April, I do not have much to offer or leave you and Tony when I leave this world. I wish I had more to give and make your life’s easier. Every parent wants this for their children.
My website here may not seem like much, but it is part of my HERITAGE to you and Tony. It contains my writings and a large chunk of my heart. I hope my writings will mean something to others and help them.
Most of all honey, I love you and Tony more than you can ever imagine. I have been so blessed and honored to have both of you for my kids. I AM SO PROUD OF YOU AND TONY. I AM SORRY FOR NOT TELLING YOU ALL MORE OFTEN.
I have gone through the good, the bad and the ugly with both of you. We have butted heads too many time, but I NEVER STOPPED LOVING YOU ALL AND NEVER WILL STOP. I am old, stubborn and opinionated, especially when it comes to the Bible.
Always remember I said this: “IF GOD SAYS SOMETHING IS RIGHT, THAN IT IS RIGHT. IF GOD SAYS, SOMETHING IS WRONG, THEN IT IS WRONG–END OF STORY.” In the end that is what we will all be judge by regardless of what anyone thinks or says.
I have told you before, The Lord is coming soon and the Rapture will take place. If you and Tony are ever going to serve the Lord, it better be NOW. Both of you need to use the gifts and talents God gave you. You need to use them for Him. Both of you need to be in a good Bible believing church. DO NOT WAIT AND PUT IT OFF.

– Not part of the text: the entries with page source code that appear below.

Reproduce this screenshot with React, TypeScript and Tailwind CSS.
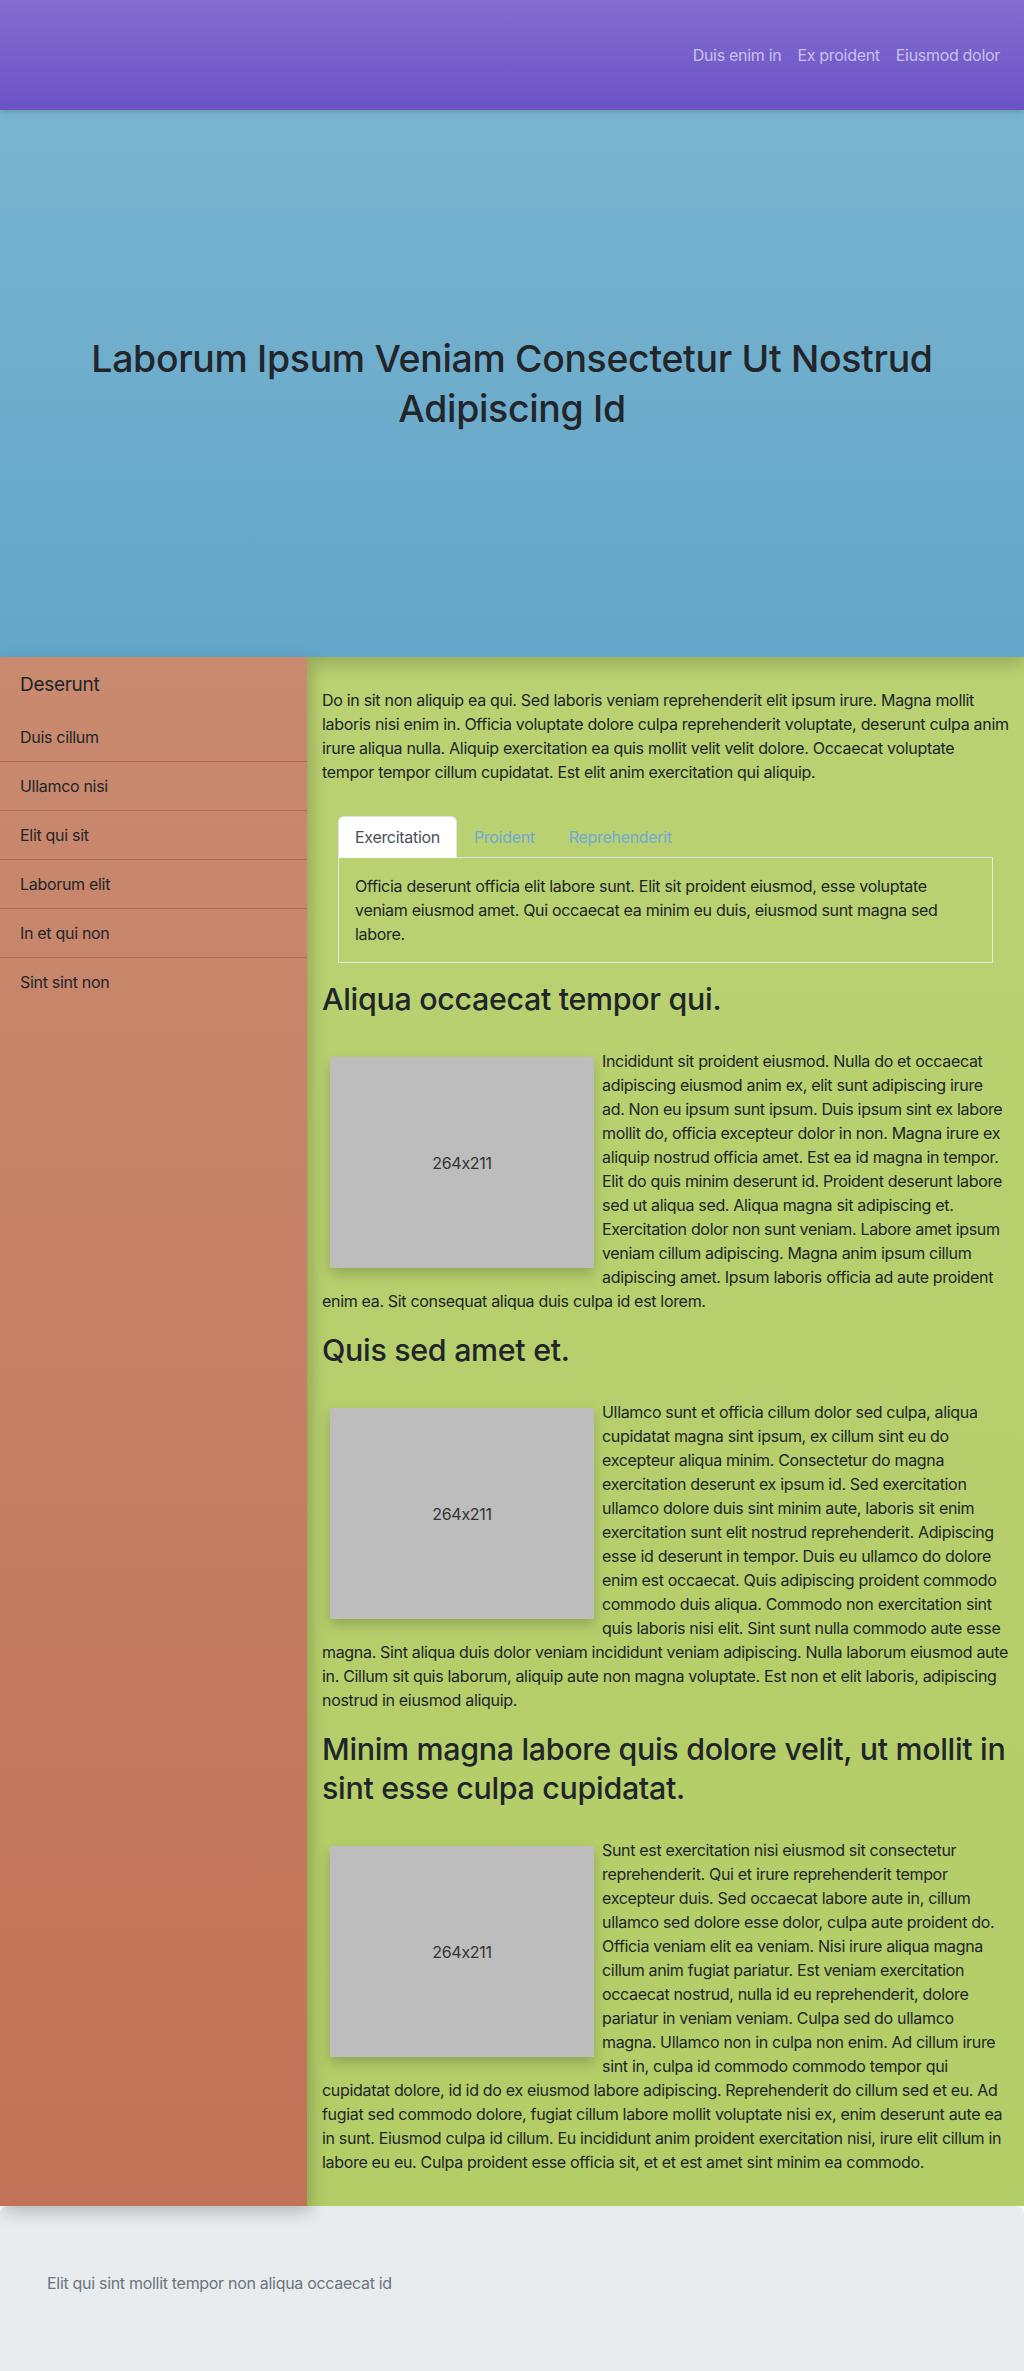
import React from 'react';

const NAV_LINKS = ['Duis enim in', 'Ex proident', 'Eiusmod dolor'];

const SIDE_LINKS = ['Duis cillum', 'Ullamco nisi', 'Elit qui sit', 'Laborum elit', 'In et qui non', 'Sint sint non'];

const TABS = ['Exercitation', 'Proident', 'Reprehenderit'];

interface Section {
    title: string;
    body: string;
}

const SECTIONS: Section[] = [
    {
        title: 'Aliqua occaecat tempor qui.',
        body: 'Incididunt sit proident eiusmod. Nulla do et occaecat adipiscing eiusmod anim ex, elit sunt adipiscing irure ad. Non eu ipsum sunt ipsum. Duis ipsum sint ex labore mollit do, officia excepteur dolor in non. Magna irure ex aliquip nostrud officia amet. Est ea id magna in tempor. Elit do quis minim deserunt id. Proident deserunt labore sed ut aliqua sed. Aliqua magna sit adipiscing et. Exercitation dolor non sunt veniam. Labore amet ipsum veniam cillum adipiscing. Magna anim ipsum cillum adipiscing amet. Ipsum laboris officia ad aute proident enim ea. Sit consequat aliqua duis culpa id est lorem.',
    },
    {
        title: 'Quis sed amet et.',
        body: 'Ullamco sunt et officia cillum dolor sed culpa, aliqua cupidatat magna sint ipsum, ex cillum sint eu do excepteur aliqua minim. Consectetur do magna exercitation deserunt ex ipsum id. Sed exercitation ullamco dolore duis sint minim aute, laboris sit enim exercitation sunt elit nostrud reprehenderit. Adipiscing esse id deserunt in tempor. Duis eu ullamco do dolore enim est occaecat. Quis adipiscing proident commodo commodo duis aliqua. Commodo non exercitation sint quis laboris nisi elit. Sint sunt nulla commodo aute esse magna. Sint aliqua duis dolor veniam incididunt veniam adipiscing. Nulla laborum eiusmod aute in. Cillum sit quis laborum, aliquip aute non magna voluptate. Est non et elit laboris, adipiscing nostrud in eiusmod aliquip.',
    },
    {
        title: 'Minim magna labore quis dolore velit, ut mollit in sint esse culpa cupidatat.',
        body: 'Sunt est exercitation nisi eiusmod sit consectetur reprehenderit. Qui et irure reprehenderit tempor excepteur duis. Sed occaecat labore aute in, cillum ullamco sed dolore esse dolor, culpa aute proident do. Officia veniam elit ea veniam. Nisi irure aliqua magna cillum anim fugiat pariatur. Est veniam exercitation occaecat nostrud, nulla id eu reprehenderit, dolore pariatur in veniam veniam. Culpa sed do ullamco magna. Ullamco non in culpa non enim. Ad cillum irure sint in, culpa id commodo commodo tempor qui cupidatat dolore, id id do ex eiusmod labore adipiscing. Reprehenderit do cillum sed et eu. Ad fugiat sed commodo dolore, fugiat cillum labore mollit voluptate nisi ex, enim deserunt aute ea in sunt. Eiusmod culpa id cillum. Eu incididunt anim proident exercitation nisi, irure elit cillum in labore eu eu. Culpa proident esse officia sit, et et est amet sint minim ea commodo.',
    },
];

export default function App() {
    return (
        <div className="font-['Inter','Liberation_Sans',sans-serif] [font-feature-settings:'calt'_0] tracking-[-0.019em] text-[#212529] text-base leading-6">
            {/* Navbar */}
            <header className="relative z-20 h-[110px] bg-gradient-to-b from-[#846dd0] to-[#6b52c5] flex items-center justify-end pr-4 shadow-md">
                <nav className="flex">
                    {NAV_LINKS.map(link => (
                        <a key={link} href="#" className="px-2 text-[#c9c0ec]">
                            {link}
                        </a>
                    ))}
                </nav>
            </header>

            {/* Hero */}
            <section className="relative z-10 h-[547px] bg-gradient-to-b from-[#79b4cf] to-[#64a6c9] flex items-center justify-center px-12 shadow-[0_8px_16px_rgba(0,0,0,0.18)]">
                <h1 className="text-[37.4px] leading-[50px] font-medium text-center text-[#22262a] max-w-[900px]">
                    Laborum Ipsum Veniam Consectetur Ut Nostrud Adipiscing Id
                </h1>
            </section>

            {/* Body */}
            <div className="flex">
                <aside className="relative z-10 w-[307px] shrink-0 bg-gradient-to-b from-[#c98a70] to-[#c17357] shadow-[4px_6px_16px_rgba(0,0,0,0.22)]">
                    <h5 className="px-5 py-4 text-[19px] leading-6">Deserunt</h5>
                    <ul>
                        {SIDE_LINKS.map((item, i) => (
                            <li
                                key={item}
                                className={`px-5 py-3 ${i < SIDE_LINKS.length - 1 ? 'border-b border-[#b36a50]' : ''}`}
                            >
                                {item}
                            </li>
                        ))}
                    </ul>
                </aside>

                <main className="flex-1 min-w-0 bg-gradient-to-b from-[#bad272] to-[#b3cd67] px-[15px] pt-[31px] pb-4">
                    <p className="mb-4">
                        Do in sit non aliquip ea qui. Sed laboris veniam reprehenderit elit ipsum irure. Magna mollit laboris nisi enim in. Officia voluptate dolore culpa reprehenderit voluptate, deserunt culpa anim irure aliqua nulla. Aliquip exercitation ea quis mollit velit velit dolore. Occaecat voluptate tempor tempor cillum cupidatat. Est elit anim exercitation qui aliquip.
                    </p>

                    {/* Tabs */}
                    <div className="mx-4 mt-8 mb-[17px]">
                        <div className="flex border-b border-[#dee2e6]">
                            {TABS.map((tab, i) => (
                                <button
                                    key={tab}
                                    className={`px-4 py-2 -mb-px border rounded-t-md ${i === 0
                                        ? 'bg-white text-[#495057] border-[#dee2e6] border-b-white'
                                        : 'border-transparent text-[#72a9d6]'
                                        }`}
                                >
                                    {tab}
                                </button>
                            ))}
                        </div>
                        <div className="border border-t-0 border-[#e6e9e6] p-4">
                            Officia deserunt officia elit labore sunt. Elit sit proident eiusmod, esse voluptate veniam eiusmod amet. Qui occaecat ea minim eu duis, eiusmod sunt magna sed labore.
                        </div>
                    </div>

                    {SECTIONS.map((section, i) => (
                        <div key={i} className="flow-root">
                            <h2 className="text-[30.4px] leading-[39px] font-medium mb-[30px]">{section.title}</h2>
                            <div className="float-left m-2 w-[264px] h-[211px] bg-[#bdbdbd] text-[#333] flex items-center justify-center shadow-[0_6px_12px_rgba(0,0,0,0.2)]">
                                264x211
                            </div>
                            <p className={`tracking-[-0.02em] ${i < SECTIONS.length - 1 ? 'mb-[18px]' : 'mb-4'}`}>
                                {section.body}
                            </p>
                        </div>
                    ))}
                </main>
            </div>

            {/* Footer */}
            <footer className="bg-[#e9ecef] rounded-t-lg h-[166px] pt-[65px] px-[47px] text-[#6c757d]">
                Elit qui sint mollit tempor non aliqua occaecat id
            </footer>
        </div>
    );
}
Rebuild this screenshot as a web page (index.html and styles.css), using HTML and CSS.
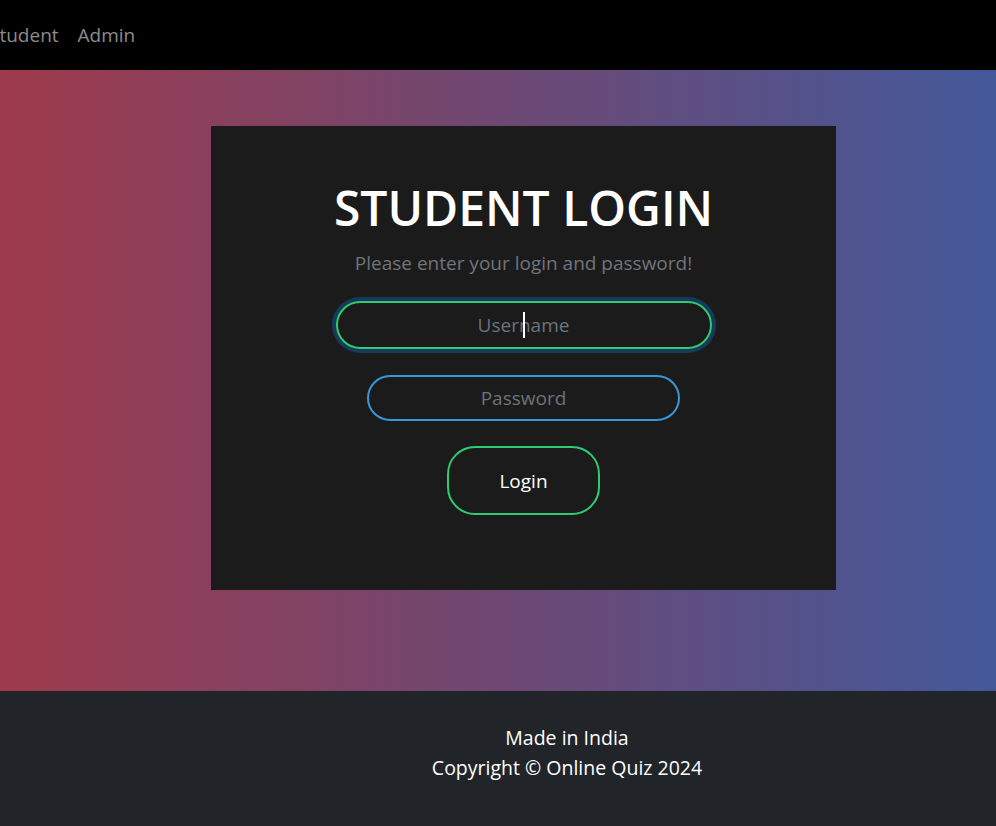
FILE: index.html
```html
<!DOCTYPE html>
<html lang="en">

<head>
    <meta charset="UTF-8">
    <meta name="viewport" content="width=device-width, initial-scale=1.0">
    <title>Student Login</title>
    <link rel="stylesheet" href="styles.css">
</head>

<body>

    <nav class="navbar">
        <ul class="nav-links">
            <li><a href="#">Student</a></li>
            <li><a href="#">Admin</a></li>
        </ul>
    </nav>

    <main class="login-section">
        <div class="login-card">
            <h1 class="login-title">STUDENT LOGIN</h1>
            <p class="login-subtitle">Please enter your login and password!</p>

            <form class="login-form">
                <div class="input-wrap focused">
                    <input type="text" class="input-user" placeholder="Username">
                </div>
                <input type="password" class="input-pass" placeholder="Password">
                <button type="submit" class="login-btn">Login</button>
            </form>
        </div>
    </main>

    <footer class="footer">
        <p>Made in India</p>
        <p>Copyright &copy; Online Quiz 2024</p>
    </footer>

</body>

</html>
```

FILE: styles.css
```css
* {
    box-sizing: border-box;
}

body {
    margin: 0;
    padding: 0;
    font-family: 'Open Sans', 'Noto Sans', sans-serif;
    overflow: hidden;
}

.navbar {
    height: 70px;
    background: #000;
    display: flex;
    align-items: center;
}

.nav-links {
    list-style: none;
    margin: 0 0 0 -11px;
    padding: 0;
    display: flex;
    gap: 19px;
}

.nav-links a {
    color: #8c8c8c;
    text-decoration: none;
    font-size: 19px;
}

.login-section {
    height: 621px;
    background: linear-gradient(to right, #9e3a4b, #6e4873 50%, #435899);
    padding-top: 56px;
}

.login-card {
    width: 625px;
    height: 464px;
    margin-left: 211px;
    background: #1b1b1b;
    padding-top: 53px;
    display: flex;
    flex-direction: column;
    align-items: center;
}

.login-title {
    margin: 0;
    color: #fff;
    font-size: 48px;
    font-weight: 600;
    line-height: 1.2;
}

.login-subtitle {
    margin: 12px 0 0;
    color: #6f757b;
    font-size: 19px;
    line-height: 1.5;
}

.login-form {
    margin-top: 24px;
    display: flex;
    flex-direction: column;
    align-items: center;
}

.input-wrap {
    position: relative;
    border-radius: 28px;
    box-shadow: 0 0 0 4px #173a5c;
}

/* fake caret, the field was focused in the shot */
.input-wrap.focused::after {
    content: '';
    position: absolute;
    left: 187px;
    top: 11px;
    width: 2px;
    height: 26px;
    background: #fff;
}

.login-form input {
    display: block;
    background: #1b1b1b;
    border-radius: 24px;
    text-align: center;
    font-family: inherit;
    font-size: 19px;
    color: #fff;
    outline: none;
}

.login-form input::placeholder {
    color: #6c737a;
}

.input-user {
    width: 376px;
    height: 48px;
    border: 2px solid #2ecc71;
}

.input-pass {
    width: 313px;
    height: 46px;
    margin-top: 26px;
    border: 2px solid #3498db;
}

.login-btn {
    width: 153px;
    height: 69px;
    margin-top: 25px;
    background: transparent;
    border: 2px solid #2ecc71;
    border-radius: 28px;
    color: #fff;
    font-family: inherit;
    font-size: 19px;
    cursor: pointer;
}

.footer {
    height: 135px;
    background: #212529;
    color: #fff;
    text-align: center;
    padding: 32px 0 0 138px;
    font-size: 19.5px;
    line-height: 30px;
}

.footer p {
    margin: 0;
}
```
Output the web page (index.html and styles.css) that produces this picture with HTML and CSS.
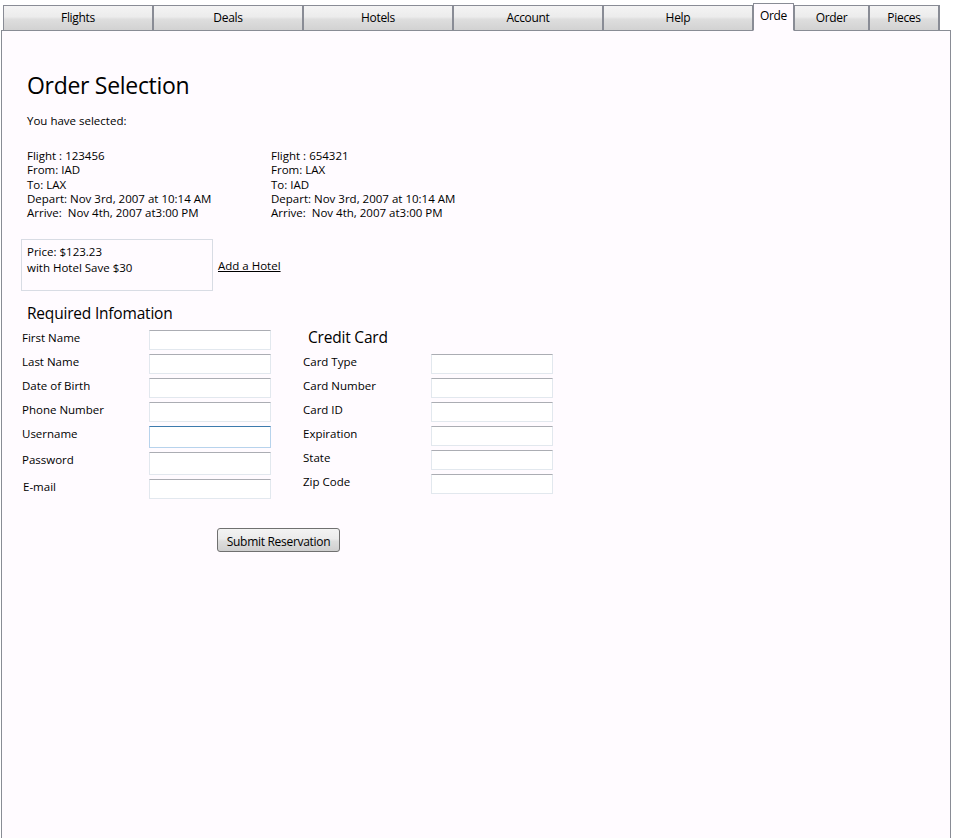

God honors those that honor Him! If you want God to bless you, then use the gifts and talents He has given you.
April, I write this on your birthday so you will know that I love you and I am thinking of you. I wanted to share my heart with you. I am truly honored and blessed to be your dad.
You are different than your brother. You are two different individuals. I want you both to know that I love you EQUALLY. I do not have a favorite and never have. You are both my favorites.
I hope and pray you will smile, have some fun and celebrate your birthday with good friends. I do not think all of my prayers have been in vain, but will be fulfilled.